Tackling the mosquito menace and cleaning up the city’s waterways ranked high on the list of demands of South Chennai voters, at an interaction with the candidates for the Parliamentary constituency here on Sunday.
At a meeting organised by Rajaji Centre for Public Affairs at P.S. Higher Secondary School in Mylapore, T.K.S. Elangovan, L. Ganesan and Jahir Hussain, candidates from Dravida Munnetra Kazhagam, Bharatiya Janata Party and Aam Aadmi Party respectively took questions from the audience. J. Jayavardan, All India Anna Dravida Munnetra Kazhagam candidate did not turn up despite being invited, the organisers said.
“There was a time when boats used to sail down Buckingham Canal and Mylapore residents used to purchase rice and other commodities from the merchants, but look at what has happened now,” said K. Sekar, a senior citizen, who sought to know what plans the politicians had to restore waterways. Mr. Ganesan said that with political will and determination, the waterways could be revived and restored.

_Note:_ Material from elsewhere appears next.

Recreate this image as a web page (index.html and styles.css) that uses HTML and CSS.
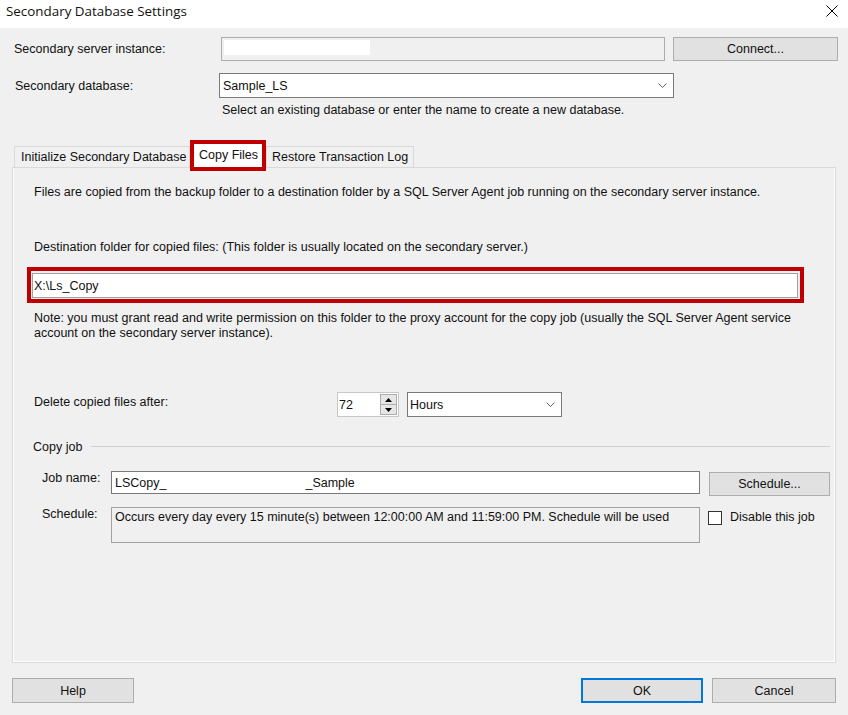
FILE: index.html
```html
<!DOCTYPE html>
<html>
<head>
<meta charset="utf-8">
<title>Secondary Database Settings</title>
<link rel="stylesheet" href="styles.css">
</head>
<body>
<div class="window">
  <div class="titlebar">
    <span class="title">Secondary Database Settings</span>
    <svg class="close" width="12" height="12" viewBox="0 0 12 12"><path d="M0.5 0.5 L11.5 11.5 M11.5 0.5 L0.5 11.5" stroke="#000" stroke-width="1" fill="none"/></svg>
  </div>
  <div class="client">
    <div class="row r1">
      <span class="lbl l-server">Secondary server instance:</span>
      <div class="textbox readonly server"><span class="redact"></span></div>
      <div class="btn connect">Connect...</div>
    </div>
    <div class="row r2">
      <span class="lbl l-db">Secondary database:</span>
      <div class="textbox combo db"><span class="val">Sample_LS</span><svg class="chev" width="9" height="5" viewBox="0 0 9 5"><path d="M0.5 0.5 L4.5 4.5 L8.5 0.5" stroke="#606060" stroke-width="1" fill="none"/></svg></div>
    </div>
    <div class="hint">Select an existing database or enter the name to create a new database.</div>

    <div class="tabs">
      <div class="tab t1">Initialize Secondary Database</div>
      <div class="tab t2 selected">Copy Files</div>
      <div class="tab t3">Restore Transaction Log</div>
    </div>

    <div class="panel">
      <div class="ptext intro">Files are copied from the backup folder to a destination folder by a SQL Server Agent job running on the secondary server instance.</div>
      <div class="ptext dest">Destination folder for copied files: (This folder is usually located on the secondary server.)</div>
      <div class="highlight">
        <div class="textbox destbox">X:\Ls_Copy</div>
      </div>
      <div class="ptext note">Note: you must grant read and write permission on this folder to the proxy account for the copy job (usually the SQL Server Agent service<br>account on the secondary server instance).</div>

      <div class="delrow">
        <span class="lbl l-del">Delete copied files after:</span>
        <div class="textbox spin">
          <span class="val">72</span>
          <div class="spinbtns">
            <div class="sb"><svg width="7" height="4" viewBox="0 0 7 4"><path d="M3.5 0 L7 4 L0 4 Z" fill="#000"/></svg></div>
            <div class="sb"><svg width="7" height="4" viewBox="0 0 7 4"><path d="M0 0 L7 0 L3.5 4 Z" fill="#000"/></svg></div>
          </div>
        </div>
        <div class="textbox combo hours"><span class="val">Hours</span><svg class="chev" width="9" height="5" viewBox="0 0 9 5"><path d="M0.5 0.5 L4.5 4.5 L8.5 0.5" stroke="#606060" stroke-width="1" fill="none"/></svg></div>
      </div>

      <div class="group">
        <span class="gtitle">Copy job</span>
        <span class="gline"></span>
      </div>

      <div class="jobrow">
        <span class="lbl l-job">Job name:</span>
        <div class="textbox jobname">LSCopy_<span class="gap"></span>_Sample</div>
        <div class="btn schedbtn">Schedule...</div>
      </div>

      <div class="schedrow">
        <span class="lbl l-sched">Schedule:</span>
        <div class="textbox readonly schedbox">Occurs every day every 15 minute(s) between 12:00:00 AM and 11:59:00 PM. Schedule will be used</div>
        <div class="check"><span class="box"></span><span class="clbl">Disable this job</span></div>
      </div>
    </div>

    <div class="footer">
      <div class="btn help">Help</div>
      <div class="spacer"></div>
      <div class="btn ok">OK</div>
      <div class="btn cancel">Cancel</div>
    </div>
  </div>
</div>
</body>
</html>
```

FILE: styles.css
```css
* { box-sizing: border-box; }

html, body {
  margin: 0;
  padding: 0;
}

body {
  width: 848px;
  height: 715px;
  overflow: hidden;
  background: #f0f0f0;
  font-family: "Liberation Sans", Arial, sans-serif;
  font-size: 12.5px;
  color: #111;
}

.window {
  width: 848px;
  height: 715px;
  display: flex;
  flex-direction: column;
}

.titlebar {
  height: 28px;
  background: #fff;
  display: flex;
  justify-content: space-between;
  align-items: flex-start;
  padding: 2px 10px 0 6px;
}

.title {
  font-family: "Open Sans", "Noto Sans", sans-serif;
  font-size: 13.4px;
  line-height: 18px;
}

.close {
  margin-top: 3px;
}

.client {
  flex: 1;
  padding-top: 9px;
}

.row {
  display: flex;
  align-items: center;
}

.lbl {
  line-height: 14px;
  white-space: nowrap;
}

.textbox {
  background: #fff;
  border: 1px solid #7a7a7a;
  line-height: 14px;
  white-space: nowrap;
}

.textbox.readonly {
  background: #f0f0f0;
}

.btn {
  background: #e1e1e1;
  border: 1px solid #adadad;
  display: flex;
  align-items: center;
  justify-content: center;
  line-height: 14px;
}

/* row 1 */
.r1 {
  height: 24px;
  padding-left: 14px;
}
.l-server { width: 207px; }
.server {
  width: 444px;
  height: 24px;
  border-color: #adadad;
  padding: 2px 0 0 2px;
}
.redact {
  display: block;
  width: 146px;
  height: 15px;
  background: #fff;
}
.connect {
  margin-left: 8px;
  width: 165px;
  height: 24px;
}

/* row 2 */
.r2 {
  margin-top: 12px;
  height: 25px;
  padding-left: 15px;
}
.l-db { width: 204px; }

.combo {
  display: flex;
  align-items: center;
  justify-content: space-between;
}
.db {
  width: 455px;
  height: 25px;
  padding: 0 6px 0 3px;
}

.hint {
  margin: 5px 0 0 222px;
  line-height: 14px;
}

/* tabs */
.tabs {
  display: flex;
  align-items: flex-end;
  margin: 23px 0 0 14px;
  height: 27px;
}
.tab {
  height: 21px;
  border: 1px solid #d9d9d9;
  border-bottom: none;
  background: #f0f0f0;
  line-height: 20px;
  white-space: nowrap;
}
.t1 {
  width: 176px;
  padding-left: 6px;
}
.t2 {
  width: 76px;
  height: 31px;
  margin-bottom: -4px;
  border: 4px solid #c00000;
  background: #fff;
  padding: 1px 0 0 5px;
  position: relative;
  z-index: 2;
}
.t3 {
  width: 148px;
  padding-left: 5px;
}

/* panel */
.panel {
  margin: 0 12px;
  height: 496px;
  border: 1px solid #d9d9d9;
  box-shadow: inset 1px 0 0 #fff, inset -1px 0 0 #fff, inset 0 -1px 0 #fff;
  display: flex;
  flex-direction: column;
}

.ptext {
  padding-left: 21px;
  line-height: 14px;
}
.intro { margin-top: 17px; }
.dest { margin-top: 41px; }

.highlight {
  margin: 13px 0 0 14px;
  width: 777px;
  height: 36px;
  border: 4px solid #c00000;
  padding: 2px 0 0 1px;
}
.destbox {
  width: 766px;
  height: 25px;
  border-color: #a0a0a0;
  padding: 5px 0 0 1px;
}

.note {
  margin-top: 8px;
  line-height: 15px;
}

.delrow {
  display: flex;
  align-items: flex-start;
  margin-top: 51px;
  padding-left: 21px;
  height: 25px;
}
.l-del {
  width: 303px;
  padding-top: 3px;
}
.spin {
  width: 62px;
  height: 25px;
  display: flex;
  align-items: center;
  justify-content: space-between;
  padding: 0 1px 0 1px;
  border-color: #c8c8c8;
}
.spinbtns {
  width: 17px;
  height: 21px;
  display: flex;
  flex-direction: column;
  border: 1px solid #adadad;
  background: #e6e6e6;
}
.sb {
  flex: 1;
  display: flex;
  align-items: center;
  justify-content: center;
}
.sb + .sb {
  border-top: 1px solid #adadad;
}
.hours {
  width: 155px;
  height: 25px;
  margin-left: 8px;
  padding: 0 6px 0 2px;
}

.group {
  display: flex;
  align-items: center;
  margin-top: 23px;
  padding-left: 20px;
  padding-right: 5px;
  height: 14px;
}
.gtitle {
  line-height: 14px;
  margin-right: 9px;
}
.gline {
  flex: 1;
  height: 1px;
  background: #d0d0d0;
  margin-top: -1px;
}

.jobrow {
  display: flex;
  align-items: flex-start;
  margin-top: 17px;
  padding-left: 29px;
  height: 25px;
}
.l-job {
  width: 69px;
  padding-top: 0;
}
.jobname {
  width: 589px;
  height: 23px;
  padding: 4px 0 0 3px;
}
.gap {
  display: inline-block;
  width: 139px;
}
.schedbtn {
  margin: 1px 0 0 9px;
  width: 121px;
  height: 24px;
}

.schedrow {
  display: flex;
  align-items: flex-start;
  margin-top: 11px;
  padding-left: 29px;
}
.l-sched {
  width: 69px;
  padding-top: 0;
}
.schedbox {
  width: 589px;
  height: 36px;
  border-color: #a0a0a0;
  padding: 2px 0 0 3px;
}
.check {
  display: flex;
  align-items: center;
  margin: 4px 0 0 8px;
}
.check .box {
  width: 14px;
  height: 14px;
  border: 1px solid #333;
  background: #fff;
}
.clbl {
  margin-left: 8px;
  line-height: 14px;
  margin-top: -3px;
}

/* footer */
.footer {
  display: flex;
  margin-top: 15px;
  padding: 0 12px;
  height: 25px;
}
.help {
  width: 122px;
  height: 25px;
}
.spacer { flex: 1; }
.ok {
  width: 122px;
  height: 25px;
  border: 2px solid #0078d7;
}
.cancel {
  width: 124px;
  height: 25px;
  margin-left: 9px;
}
```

Residents wanted the candidates to give direct and specific replies on why projects to clean up the city waterways had not succeeded. Mr. Elangovan said that Rs. 2,400 crore was proposed to be spent on cleaning up the Cooum between 1996 and 2001 when former South Chennai MP T.R. Baalu was a Union Minister.
“But after the change of government in Tamil Nadu, the project was shelved,” Mr. Elangovan said, prompting people to ask – ‘What happened to the money,’ to which he replied that the money was not sanctioned as the project was dropped. Mr. Elangovan also explained how the administration in the present government prevented him from implementing development works in his North Chennai constituency.
Mr. Hussain, in response to a specific question, said that corruption was the biggest handicap in the development of cities and the country, adding that he was meeting his campaign expenses with funds donated by supporters and well-wishers.
To another question on elected representatives receiving money from people constructing houses, or while waiting for plan sanction approvals, Mr. Elangovan said this had to be done away with.